• Short exercise
Using the data below, copy each line that includes the word "React".
— Start —
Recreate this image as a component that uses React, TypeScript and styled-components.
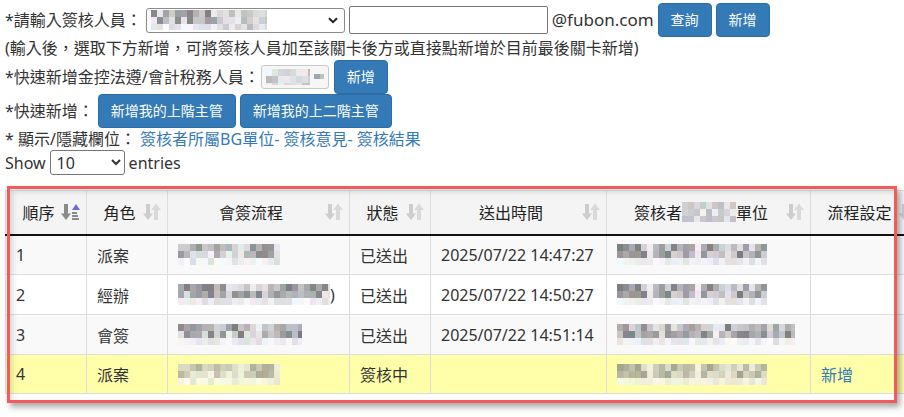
import React from 'react';
import styled, { createGlobalStyle } from 'styled-components';

const GlobalStyle = createGlobalStyle`
  html, body { margin: 0; padding: 0; background: #fff; }
  body {
    font-family: "Noto Sans", "Noto Sans CJK TC", sans-serif;
    font-size: 16px;
    color: #333;
  }
`;

const Page = styled.div`
  box-sizing: border-box;
  width: 904px;
  height: 417px;
  padding: 3px 0 0 5px;
  overflow: hidden;
`;

const Line = styled.div<{ $h: number; $gap?: number }>`
  display: flex;
  align-items: center;
  gap: ${(p) => p.$gap ?? 5}px;
  height: ${(p) => p.$h}px;
  white-space: nowrap;
`;

const Label = styled.span`
  line-height: 22px;
`;

const Domain = styled.span`
  line-height: 22px;
  font-size: 17px;
`;

const FakeSelect = styled.div<{ $w: number; $h: number }>`
  box-sizing: border-box;
  width: ${(p) => p.$w}px;
  height: ${(p) => p.$h}px;
  border: 1px solid #8a8a8a;
  border-radius: 3px;
  background: #fff;
  display: flex;
  align-items: center;
  padding: 0 6px 0 4px;
  gap: 4px;
`;

const MiniSelect = styled.div`
  box-sizing: border-box;
  width: 68px;
  height: 24px;
  border: 1px solid #c8c8c8;
  border-radius: 3px;
  background: #f6f6f6;
  display: flex;
  align-items: center;
  padding: 0 4px;
  gap: 4px;
`;

const Grow = styled.div`
  flex: 1;
  display: flex;
  align-items: center;
`;

const TextInput = styled.input`
  box-sizing: border-box;
  width: 199px;
  height: 28px;
  border: 1px solid #767676;
  border-radius: 2px;
  margin: 0;
  padding: 1px 4px;
  font-size: 16px;
`;

const Button = styled.button`
  box-sizing: border-box;
  height: 34px;
  padding: 6px 12px;
  font-family: "Noto Sans", "Noto Sans CJK TC", sans-serif;
  font-size: 14px;
  line-height: 20px;
  color: #fff;
  background: #337ab7;
  border: 1px solid #2e6da4;
  border-radius: 4px;
  cursor: pointer;
  white-space: nowrap;
`;

const Link = styled.a`
  color: #337ab7;
  text-decoration: none;
  cursor: pointer;
`;

const NativeSelect = styled.select`
  box-sizing: border-box;
  width: 75px;
  height: 25px;
  font-family: "Noto Sans", sans-serif;
  font-size: 16px;
  border: 1px solid #767676;
  border-radius: 3px;
  background: #fff;
  color: #333;
  padding: 0 2px;
  margin: 0;
`;

const TableWrap = styled.div`
  position: relative;
  margin-top: 15px;
  width: 918px;
`;

const Table = styled.table`
  border-collapse: collapse;
  table-layout: fixed;
  width: 918px;
  border-top: 1px solid #ddd;
`;

const HeadRow = styled.tr`
  height: 44px;
  background: #f4f4f4;
`;

const Th = styled.th`
  border-left: 1px solid #ddd;
  border-right: 1px solid #ddd;
  border-bottom: 2px solid #111;
  padding: 0 5px 0 10px;
  font-weight: normal;
  color: #222;
  font-size: 16px;
`;

const ThInner = styled.div`
  display: flex;
  align-items: center;
`;

const ThText = styled.span`
  flex: 1;
  display: flex;
  justify-content: center;
  align-items: center;
  white-space: nowrap;
`;

const BodyRow = styled.tr<{ $bg: string; $h: number }>`
  height: ${(p) => p.$h}px;
  background: ${(p) => p.$bg};
`;

const Td = styled.td`
  border: 1px solid #ddd;
  padding: 0 10px;
  color: #333;
  white-space: nowrap;
  overflow: hidden;
`;

const CellFlex = styled.div`
  display: flex;
  align-items: center;
`;

const Highlight = styled.div`
  position: absolute;
  left: 2px;
  top: -4px;
  width: 890px;
  height: 217px;
  box-sizing: border-box;
  border: 3px solid #f35a5a;
  box-shadow: 3px 4px 6px rgba(0, 0, 0, 0.35), inset 3px 3px 5px rgba(0, 0, 0, 0.12);
  pointer-events: none;
`;

function rng(seed: number) {
  let s = seed * 7919 + 17;
  return () => {
    s = (s * 9301 + 49297) % 233280;
    return s / 233280;
  };
}

const Mosaic: React.FC<{ w: number; h?: number; seed?: number; alpha?: number; light?: boolean }> = ({
  w,
  h = 21,
  seed = 1,
  alpha = 1,
  light = false,
}) => {
  const r = rng(seed);
  const cw = 6;
  const ch = 7;
  const cols = Math.ceil(w / cw);
  const rows = Math.ceil(h / ch);
  const rects: React.ReactNode[] = [];
  for (let y = 0; y < rows; y++) {
    for (let x = 0; x < cols; x++) {
      const lastRow = y === rows - 1 && rows > 2;
      let g = light ? 185 + r() * 60 : lastRow ? 222 + r() * 30 : 125 + r() * 115;
      g = Math.min(248, g);
      const rr = Math.round(g + (r() - 0.5) * 16);
      const gg = Math.round(g + (r() - 0.5) * 10);
      const bb = Math.round(g + (r() - 0.35) * 18);
      rects.push(
        <rect
          key={`${x}-${y}`}
          x={x * cw}
          y={y * ch}
          width={cw + 0.3}
          height={ch}
          fill={`rgb(${rr},${gg},${bb})`}
          opacity={alpha}
        />
      );
    }
  }
  return (
    <svg width={w} height={h} viewBox={`0 0 ${w} ${h}`} style={{ display: 'block', flexShrink: 0 }}>
      {rects}
    </svg>
  );
};

const SortBoth = () => (
  <svg width="20" height="20" viewBox="0 0 20 20" style={{ flexShrink: 0 }}>
    <rect x="4" y="2" width="4" height="11" fill="#cdcdcd" />
    <path d="M1 11.5 H11 L6 18 Z" fill="#cdcdcd" />
    <path d="M9 8 H19 L14 1.5 Z" fill="#d9d9d9" />
    <rect x="12" y="7" width="4" height="11" fill="#d9d9d9" />
  </svg>
);

const SortAsc = () => (
  <svg width="20" height="20" viewBox="0 0 20 20" style={{ flexShrink: 0 }}>
    <rect x="3" y="2" width="4" height="11" fill="#8a8a8a" />
    <path d="M0 11.5 H10 L5 18 Z" fill="#8a8a8a" />
    <path d="M11 8 H19 L15 2 Z" fill="#6a6ad8" />
    <rect x="11" y="10" width="5" height="2" fill="#8a8a8a" />
    <rect x="11" y="13" width="6" height="2" fill="#8a8a8a" />
    <rect x="11" y="16" width="7" height="2" fill="#8a8a8a" />
  </svg>
);

const Chevron = () => (
  <svg width="10" height="7" viewBox="0 0 10 7" style={{ flexShrink: 0 }}>
    <path d="M1 1.2 L5 5.2 L9 1.2" stroke="#222" strokeWidth="2" fill="none" />
  </svg>
);

const headers = [
  { key: 'seq', label: '順序', asc: true },
  { key: 'role', label: '角色' },
  { key: 'flow', label: '會簽流程' },
  { key: 'status', label: '狀態' },
  { key: 'time', label: '送出時間' },
  { key: 'unit', label: 'unit' },
  { key: 'setting', label: '流程設定' },
];

const rows = [
  { seq: '1', role: '派案', flowW: 102, flowSuffix: '', status: '已送出', time: '2025/07/22 14:47:27', unitW: 150, link: false, bg: '#f9f9f9', h: 40 },
  { seq: '2', role: '經辦', flowW: 152, flowSuffix: ')', status: '已送出', time: '2025/07/22 14:50:27', unitW: 150, link: false, bg: '#ffffff', h: 40 },
  { seq: '3', role: '會簽', flowW: 124, flowSuffix: '', status: '已送出', time: '2025/07/22 14:51:14', unitW: 178, link: false, bg: '#f9f9f9', h: 40 },
  { seq: '4', role: '派案', flowW: 102, flowSuffix: '', status: '簽核中', time: '', unitW: 150, link: true, bg: '#ffffaa', h: 39 },
];

const colWidths = [81, 81, 182, 81, 176, 204, 113];

export default function App() {
  return (
    <>
      <GlobalStyle />
      <Page>
        <Line $h={34} $gap={4}>
          <Label>*請輸入簽核人員：</Label>
          <FakeSelect $w={199} $h={25}>
            <Grow>
              <Mosaic w={66} h={20} seed={3} />
              <Mosaic w={50} h={20} seed={5} light />
            </Grow>
            <Chevron />
          </FakeSelect>
          <TextInput type="text" />
          <Domain>@fubon.com</Domain>
          <Button>查詢</Button>
          <Button>新增</Button>
        </Line>
        <Line $h={22}>
          <Label>(輸入後，選取下方新增，可將簽核人員加至該關卡後方或直接點新增於目前最後關卡新增)</Label>
        </Line>
        <Line $h={35} $gap={1}>
          <Label>*快速新增金控法遵/會計稅務人員：</Label>
          <MiniSelect>
            <Grow>
              <Mosaic w={44} h={16} seed={11} light />
            </Grow>
            <Mosaic w={10} h={5} seed={2} />
          </MiniSelect>
          <Button style={{ marginLeft: 4 }}>新增</Button>
        </Line>
        <Line $h={34} $gap={4}>
          <Label>*快速新增：</Label>
          <Button>新增我的上階主管</Button>
          <Button>新增我的上二階主管</Button>
        </Line>
        <Line $h={22} $gap={0}>
          <Label>
            * 顯示/隱藏欄位： <Link>簽核者所屬BG單位-</Link> <Link>簽核意見-</Link> <Link>簽核結果</Link>
          </Label>
        </Line>
        <Line $h={25} $gap={4}>
          <Label>Show</Label>
          <NativeSelect defaultValue="10">
            <option value="10">10</option>
            <option value="25">25</option>
            <option value="50">50</option>
            <option value="100">100</option>
          </NativeSelect>
          <Label>entries</Label>
        </Line>

        <TableWrap>
          <Table>
            <colgroup>
              {colWidths.map((w, i) => (
                <col key={i} style={{ width: w }} />
              ))}
            </colgroup>
            <thead>
              <HeadRow>
                {headers.map((h) => (
                  <Th key={h.key}>
                    <ThInner>
                      <ThText>
                        {h.key === 'unit' ? (
                          <>
                            簽核者
                            <Mosaic w={54} h={20} seed={21} light />
                            單位
                          </>
                        ) : (
                          h.label
                        )}
                      </ThText>
                      {h.asc ? <SortAsc /> : <SortBoth />}
                    </ThInner>
                  </Th>
                ))}
              </HeadRow>
            </thead>
            <tbody>
              {rows.map((r, i) => (
                <BodyRow key={i} $bg={r.bg} $h={r.h}>
                  <Td>{r.seq}</Td>
                  <Td>{r.role}</Td>
                  <Td>
                    <CellFlex>
                      <Mosaic w={r.flowW} h={21} seed={i === 3 ? 31 : 31 + i} alpha={i === 3 ? 0.7 : 1} />
                      {r.flowSuffix}
                    </CellFlex>
                  </Td>
                  <Td>{r.status}</Td>
                  <Td>{r.time}</Td>
                  <Td>
                    <Mosaic w={r.unitW} h={21} seed={i === 2 ? 47 : 41} alpha={i === 3 ? 0.7 : 1} />
                  </Td>
                  <Td>{r.link ? <Link>新增</Link> : null}</Td>
                </BodyRow>
              ))}
            </tbody>
          </Table>
          <Highlight />
        </TableWrap>
      </Page>
    </>
  );
}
— End —
• Response to the task
Recreate this image as a component that uses React, TypeScript and styled-components.
import React from 'react';
const Mosaic: React.FC<{ w: number; h?: number; seed?: number; alpha?: number; light?: boolean }> = ({
  const rects: React.ReactNode[] = [];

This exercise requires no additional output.